One reason women's pictures often prove profitable is because they are cheaper to make than most high-concept films. The average production cost of a studio movie in 1995 was $38 million; add another $20 million for marketing and copies of the prints, and you've just raised the average price of a film--one with an equal chance to boom or bust--to a sum greater than the cost of filmdom's most notorious failure, Heaven's Gate. Female-oriented movies simply cost less. No pricey explosions. No special effects. Less inflated actor salaries. Braveheart's $65 million gross hasn't offset its staggering $75 million cost yet, while the $38 million earned by Sense and Sensibility has more than doubled the initial $16 million production-cost investment, and has proven nicely profitable even with additional costs factored in.

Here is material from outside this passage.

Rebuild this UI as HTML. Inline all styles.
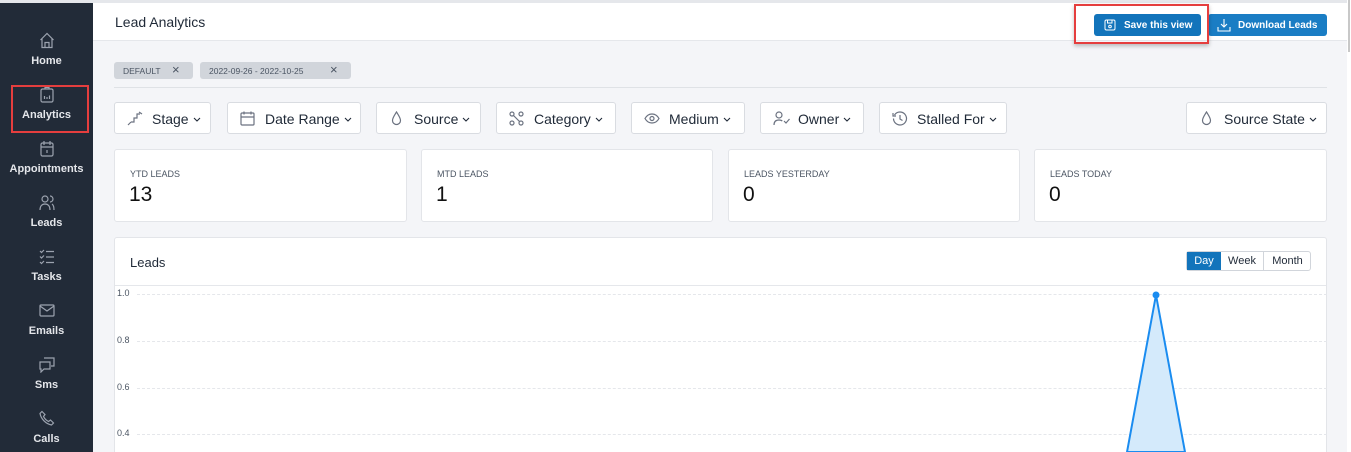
<!DOCTYPE html>
<html><head><style>
*{box-sizing:border-box;margin:0;padding:0}
html,body{width:1351px;height:452px;overflow:hidden}
body{background:#f4f5f8;font-family:"Liberation Sans",sans-serif;position:relative;color:#1f2937}
.sb{position:absolute;left:0;top:0;width:93px;height:452px;background:#222b38;border-top:3px solid #e5e7eb}
.ni{position:absolute;left:0;width:93px;text-align:center;color:#e5e7eb;font-size:11px;font-weight:bold}
.ni svg{display:block;margin:0 auto 6px}
.hdr{position:absolute;left:93px;top:0;width:1254px;height:41px;background:#fff;border-top:3px solid #e5e7eb;border-bottom:1px solid #e5e7eb}
.hdr h1{position:absolute;left:22px;top:11px;font-size:14px;font-weight:normal;color:#1f2937}
.btn{position:absolute;top:11px;height:22px;background:#1274bb;color:#fff;font-size:10px;font-weight:bold;border-radius:3px;padding:6px 0 0 30px}
.chip{position:absolute;top:62px;height:17px;background:#d1d5db;border-radius:3px;font-size:8.5px;color:#4b5563;padding:4px 0 0 9px}
.fb{position:absolute;top:102px;height:32px;background:#fff;border:1px solid #d9dce1;border-radius:3px;font-size:14px;color:#1f2937}
.fb svg{position:absolute;left:12px;top:8px}
.fb span{position:absolute;top:8px;white-space:nowrap}
.fb span svg{position:static;display:inline-block;margin-left:4px;vertical-align:2px}
.card{position:absolute;top:149px;height:73px;background:#fff;border:1px solid #e3e5e9;border-radius:3px}
.card .l{position:absolute;left:15px;top:19px;font-size:9px;color:#4b5563}
.card .v{position:absolute;left:14px;top:33px;font-size:21px;color:#111}
.ch{position:absolute;left:114px;top:237px;width:1213px;height:230px;background:#fff;border:1px solid #e3e5e9;border-radius:3px}
.yl{position:absolute;left:117px;font-size:9px;color:#4b5563}
.gl{position:absolute;left:137px;width:1190px;border-top:1px dashed #e5e7eb}
</style></head><body>
<div class="sb">
<div class="ni" style="top:29px"><svg width="16" height="17" viewBox="0 0 16 17" fill="none" stroke="#9ca3af" stroke-width="1.2"><path d="M1.5 8L8 1.5 14.5 8M3 6.5V15.5H13V6.5M6 15.5V10.5H10V15.5"/></svg>Home</div>
<div class="ni" style="top:83px"><svg width="14" height="17" viewBox="0 0 14 17" fill="none" stroke="#9ca3af" stroke-width="1.2"><rect x="1" y="3" width="12" height="13" rx="1.5"/><path d="M5 3V1.5H9V3M4.5 13V10M7 13V11M9.5 13V9.5"/></svg>Analytics</div>
<div style="position:absolute;left:11px;top:82px;width:78px;height:48px;border:2px solid #e53e3e"></div>
<div class="ni" style="top:137px"><svg width="14" height="17" viewBox="0 0 14 17" fill="none" stroke="#9ca3af" stroke-width="1.2"><rect x="1" y="3" width="12" height="13" rx="1.5"/><path d="M4 1V5M10 1V5M1 7H13M7 10V13"/></svg>Appointments</div>
<div class="ni" style="top:191px"><svg width="16" height="17" viewBox="0 0 16 17" fill="none" stroke="#9ca3af" stroke-width="1.2"><circle cx="6" cy="5" r="3"/><path d="M1 16c0-4 2-6 5-6s5 2 5 6M11 2a3 3 0 010 6M13 10c1.5 1 2 3 2 6"/></svg>Leads</div>
<div class="ni" style="top:245px"><svg width="16" height="17" viewBox="0 0 16 17" fill="none" stroke="#9ca3af" stroke-width="1.2"><path d="M1 3l1.5 1.5L5 2M1 8.5l1.5 1.5L5 7.5M1 14l1.5 1.5L5 13M7 3.5H15M7 9H15M7 14.5H15"/></svg>Tasks</div>
<div class="ni" style="top:299px"><svg width="16" height="17" viewBox="0 0 16 17" fill="none" stroke="#9ca3af" stroke-width="1.2"><rect x="1" y="3" width="14" height="11" rx="1"/><path d="M1 4l7 5 7-5"/></svg>Emails</div>
<div class="ni" style="top:353px"><svg width="16" height="17" viewBox="0 0 16 17" fill="none" stroke="#9ca3af" stroke-width="1.2"><path d="M5 2H15V10H12M1 6H11V13H5L2 16V13H1Z"/></svg>Sms</div>
<div class="ni" style="top:407px"><svg width="16" height="17" viewBox="0 0 16 17" fill="none" stroke="#9ca3af" stroke-width="1.2"><path d="M3 1.5l3 3-1.5 2c1 2 3 4 5 5l2-1.5 3 3-2 2C7 14 2 9 1 3.5z"/></svg>Calls</div>
</div>
<div class="hdr"><h1>Lead Analytics</h1>
<div class="btn" style="left:1001px;width:107px"><svg style="position:absolute;left:10px;top:5px" width="12" height="12" viewBox="0 0 12 12" fill="none" stroke="#fff" stroke-width="1"><rect x="1" y="1" width="10" height="10" rx="1.5"/><path d="M3.5 1V4H8V1"/><circle cx="6" cy="7.5" r="1.3"/></svg>Save this view</div>
<div class="btn" style="left:1115px;width:119px;background:#1a7dc4"><svg style="position:absolute;left:9px;top:4px" width="14" height="14" viewBox="0 0 14 14" fill="none" stroke="#fff" stroke-width="1.1"><path d="M7 1V9M4 6l3 3 3-3M1 9V13H13V9"/></svg>Download Leads</div>
</div>
<div style="position:absolute;left:1074px;top:4px;width:135px;height:40px;border:2px solid #e53e3e;box-shadow:0 2px 4px rgba(0,0,0,.25)"></div>
<div style="position:absolute;left:1347px;top:0;width:4px;height:452px;background:#fff"></div>
<div style="position:absolute;left:1348px;top:0;width:2px;height:52px;background:#c8c8c8"></div>
<div class="chip" style="left:114px;width:79px">DEFAULT<span style="position:absolute;left:58px;top:1px;font-size:13px;line-height:13px">×</span></div>
<div class="chip" style="left:200px;width:151px">2022-09-26 - 2022-10-25<span style="position:absolute;left:130px;top:1px;font-size:13px;line-height:13px">×</span></div>
<div style="position:absolute;left:114px;top:87px;width:1213px;border-top:1px solid #dfe2e6"></div>
<div class="fb" style="left:114px;width:97px"><svg width="17" height="15" viewBox="0 0 17 15" fill="none" stroke="#6b7280" stroke-width="1.2"><path d="M1 14l3-3M4 11H7V7H10V3H13M12 1l3 2"/></svg><span style="left:37px">Stage<svg width="8" height="5" viewBox="0 0 8 5" fill="none" stroke="#1f2937" stroke-width="1.1"><path d="M1 1l3 3 3-3"/></svg></span></div>
<div class="fb" style="left:227px;width:134px"><svg width="15" height="15" viewBox="0 0 15 15" fill="none" stroke="#6b7280" stroke-width="1.2"><rect x="1" y="2" width="13" height="12" rx="1"/><path d="M4 0.5V3.5M11 0.5V3.5M1 6H14"/></svg><span style="left:37px">Date Range<svg width="8" height="5" viewBox="0 0 8 5" fill="none" stroke="#1f2937" stroke-width="1.1"><path d="M1 1l3 3 3-3"/></svg></span></div>
<div class="fb" style="left:376px;width:105px"><svg width="15" height="15" viewBox="0 0 15 15" fill="none" stroke="#6b7280" stroke-width="1.2"><path d="M7.5 1C5 5 3.5 7 3.5 9.5a4 4 0 008 0C11.5 7 10 5 7.5 1z"/></svg><span style="left:37px">Source<svg width="8" height="5" viewBox="0 0 8 5" fill="none" stroke="#1f2937" stroke-width="1.1"><path d="M1 1l3 3 3-3"/></svg></span></div>
<div class="fb" style="left:496px;width:120px"><svg width="15" height="15" viewBox="0 0 15 15" fill="none" stroke="#6b7280" stroke-width="1.2"><circle cx="3" cy="3" r="2"/><circle cx="12" cy="3" r="2"/><circle cx="3" cy="12" r="2"/><circle cx="12" cy="12" r="2"/><path d="M4.5 4.5L10.5 10.5"/></svg><span style="left:37px">Category<svg width="8" height="5" viewBox="0 0 8 5" fill="none" stroke="#1f2937" stroke-width="1.1"><path d="M1 1l3 3 3-3"/></svg></span></div>
<div class="fb" style="left:631px;width:114px"><svg width="16" height="15" viewBox="0 0 16 15" fill="none" stroke="#6b7280" stroke-width="1.2"><path d="M1 7.5C3 4 5.5 3 8 3s5 1 7 4.5C13 11 10.5 12 8 12S3 11 1 7.5z"/><circle cx="8" cy="7.5" r="2"/></svg><span style="left:37px">Medium<svg width="8" height="5" viewBox="0 0 8 5" fill="none" stroke="#1f2937" stroke-width="1.1"><path d="M1 1l3 3 3-3"/></svg></span></div>
<div class="fb" style="left:760px;width:104px"><svg width="17" height="15" viewBox="0 0 17 15" fill="none" stroke="#6b7280" stroke-width="1.2"><circle cx="6" cy="4" r="3"/><path d="M1 14c0-3.5 2-5 5-5 1.5 0 2.5.3 3.3 1M11 10l2 2 3.5-4"/></svg><span style="left:37px">Owner<svg width="8" height="5" viewBox="0 0 8 5" fill="none" stroke="#1f2937" stroke-width="1.1"><path d="M1 1l3 3 3-3"/></svg></span></div>
<div class="fb" style="left:879px;width:128px"><svg width="16" height="15" viewBox="0 0 16 15" fill="none" stroke="#6b7280" stroke-width="1.2"><path d="M2.5 4A6.5 6.5 0 118 14 6.5 6.5 0 011.5 7.5M1 2v3h3M8 4v4l2.5 1.5"/></svg><span style="left:37px">Stalled For<svg width="8" height="5" viewBox="0 0 8 5" fill="none" stroke="#1f2937" stroke-width="1.1"><path d="M1 1l3 3 3-3"/></svg></span></div>
<div class="fb" style="left:1186px;width:141px"><svg width="15" height="15" viewBox="0 0 15 15" fill="none" stroke="#6b7280" stroke-width="1.2"><path d="M7.5 1C5 5 3.5 7 3.5 9.5a4 4 0 008 0C11.5 7 10 5 7.5 1z"/></svg><span style="left:37px">Source State<svg width="8" height="5" viewBox="0 0 8 5" fill="none" stroke="#1f2937" stroke-width="1.1"><path d="M1 1l3 3 3-3"/></svg></span></div>
<div class="card" style="left:114px;width:293px"><div class="l">YTD LEADS</div><div class="v">13</div></div>
<div class="card" style="left:421px;width:292px"><div class="l">MTD LEADS</div><div class="v">1</div></div>
<div class="card" style="left:728px;width:292px"><div class="l">LEADS YESTERDAY</div><div class="v">0</div></div>
<div class="card" style="left:1034px;width:293px"><div class="l">LEADS TODAY</div><div class="v">0</div></div>
<div class="ch"><div style="position:absolute;left:15px;top:17px;font-size:13px">Leads</div>
<div style="position:absolute;left:1071px;top:13px;height:20px;width:125px;border:1px solid #d1d5db;border-radius:3px;font-size:11px">
<div style="position:absolute;left:0;top:0;width:34px;height:18px;background:#1274bb;color:#fff;text-align:center;padding-top:3px">Day</div>
<div style="position:absolute;left:34px;top:0;width:43px;height:18px;border-right:1px solid #d1d5db;text-align:center;padding-top:3px">Week</div>
<div style="position:absolute;left:77px;top:0;width:47px;text-align:center;padding-top:3px">Month</div></div>
<div style="position:absolute;left:0;top:47px;width:1211px;border-top:1px solid #e5e7eb"></div></div>
<div class="yl" style="top:288px">1.0</div><div class="gl" style="top:294px"></div>
<div class="yl" style="top:335px">0.8</div><div class="gl" style="top:341px"></div>
<div class="yl" style="top:382px">0.6</div><div class="gl" style="top:388px"></div>
<div class="yl" style="top:428px">0.4</div><div class="gl" style="top:434px"></div>
<svg style="position:absolute;left:0;top:0" width="1351" height="452"><path d="M1127 452L1156 295 1185 452Z" fill="#d4eafb" stroke="#1a8cf0" stroke-width="2"/><circle cx="1156" cy="295" r="3.5" fill="#1a8cf0"/></svg>
</body></html>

For years, independent films have thrived by painting detailed portraits of women (and men) in believable, mature situations, but it's great that Hollywood has finally joined the game, even if late in the second half. Even one of the short films that screened last month at the USA Film Festival, Boy Crazy, Girl Crazier, dealt exclusively with a movie actress who finally took control of her life and put the men right where they belong--on the rung she's stepping over on her way to the top. Ileana Douglas, one of the most promising adult actresses the film industry has offered up this decade, wrote, directed, and starred in the movie, and you can't help but assume it is based on her personal experiences. Even so, that she was able to make it, and make it well, is but one example of a promising trend.

Yet without vigilance by and support from audiences, this trend is as shakily positioned as break-dancing musicals and Eddie Murphy comedies. A golden opportunity such as this, in which viewers can exploit studio greed for the better good of cinema and society, comes infrequently enough; it should not be allowed to dwindle away for lack of public interest.